## Begin Raw data
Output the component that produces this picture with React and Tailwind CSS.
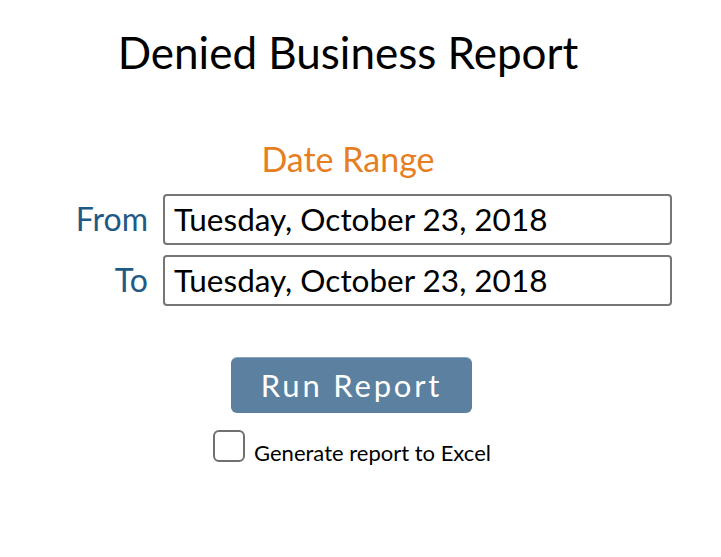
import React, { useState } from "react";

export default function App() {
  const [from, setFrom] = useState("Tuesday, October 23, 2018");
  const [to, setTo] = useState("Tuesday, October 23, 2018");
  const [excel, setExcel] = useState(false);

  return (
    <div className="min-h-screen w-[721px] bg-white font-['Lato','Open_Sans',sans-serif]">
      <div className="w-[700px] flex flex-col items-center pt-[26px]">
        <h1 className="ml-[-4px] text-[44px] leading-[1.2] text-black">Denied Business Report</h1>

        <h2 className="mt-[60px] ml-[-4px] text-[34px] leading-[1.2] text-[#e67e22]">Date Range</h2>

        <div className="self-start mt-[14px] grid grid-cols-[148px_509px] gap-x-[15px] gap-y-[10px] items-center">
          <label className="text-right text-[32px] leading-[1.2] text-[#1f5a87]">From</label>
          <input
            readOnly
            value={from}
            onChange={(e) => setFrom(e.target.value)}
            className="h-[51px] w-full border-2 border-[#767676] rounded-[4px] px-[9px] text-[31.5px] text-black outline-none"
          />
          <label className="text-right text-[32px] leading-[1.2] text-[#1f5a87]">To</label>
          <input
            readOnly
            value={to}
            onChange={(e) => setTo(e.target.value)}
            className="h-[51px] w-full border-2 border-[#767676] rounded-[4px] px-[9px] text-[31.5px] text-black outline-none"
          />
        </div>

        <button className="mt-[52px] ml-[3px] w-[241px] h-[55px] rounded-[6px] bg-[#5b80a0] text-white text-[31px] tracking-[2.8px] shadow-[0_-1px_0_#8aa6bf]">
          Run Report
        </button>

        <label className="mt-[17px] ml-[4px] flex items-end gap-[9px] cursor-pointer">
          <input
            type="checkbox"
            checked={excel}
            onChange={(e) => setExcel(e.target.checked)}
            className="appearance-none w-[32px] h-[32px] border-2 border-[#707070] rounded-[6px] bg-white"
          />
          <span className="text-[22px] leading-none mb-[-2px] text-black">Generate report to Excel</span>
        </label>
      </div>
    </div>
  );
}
## End Raw data
* **Given request**: What is needed is an exact reproduction of the data, pictures excluded.

* **Written solution**:
Output the component that produces this picture with React and Tailwind CSS.
import React, { useState } from "react";

export default function App() {
  const [from, setFrom] = useState("Tuesday, October 23, 2018");
  const [to, setTo] = useState("Tuesday, October 23, 2018");
  const [excel, setExcel] = useState(false);

  return (
    <div className="min-h-screen w-[721px] bg-white font-['Lato','Open_Sans',sans-serif]">
      <div className="w-[700px] flex flex-col items-center pt-[26px]">
        <h1 className="ml-[-4px] text-[44px] leading-[1.2] text-black">Denied Business Report</h1>

        <h2 className="mt-[60px] ml-[-4px] text-[34px] leading-[1.2] text-[#e67e22]">Date Range</h2>

        <div className="self-start mt-[14px] grid grid-cols-[148px_509px] gap-x-[15px] gap-y-[10px] items-center">
          <label className="text-right text-[32px] leading-[1.2] text-[#1f5a87]">From</label>
          <input
            readOnly
            value={from}
            onChange={(e) => setFrom(e.target.value)}
            className="h-[51px] w-full border-2 border-[#767676] rounded-[4px] px-[9px] text-[31.5px] text-black outline-none"
          />
          <label className="text-right text-[32px] leading-[1.2] text-[#1f5a87]">To</label>
          <input
            readOnly
            value={to}
            onChange={(e) => setTo(e.target.value)}
            className="h-[51px] w-full border-2 border-[#767676] rounded-[4px] px-[9px] text-[31.5px] text-black outline-none"
          />
        </div>

        <button className="mt-[52px] ml-[3px] w-[241px] h-[55px] rounded-[6px] bg-[#5b80a0] text-white text-[31px] tracking-[2.8px] shadow-[0_-1px_0_#8aa6bf]">
          Run Report
        </button>

        <label className="mt-[17px] ml-[4px] flex items-end gap-[9px] cursor-pointer">
          <input
            type="checkbox"
            checked={excel}
            onChange={(e) => setExcel(e.target.checked)}
            className="appearance-none w-[32px] h-[32px] border-2 border-[#707070] rounded-[6px] bg-white"
          />
          <span className="text-[22px] leading-none mb-[-2px] text-black">Generate report to Excel</span>
        </label>
      </div>
    </div>
  );
}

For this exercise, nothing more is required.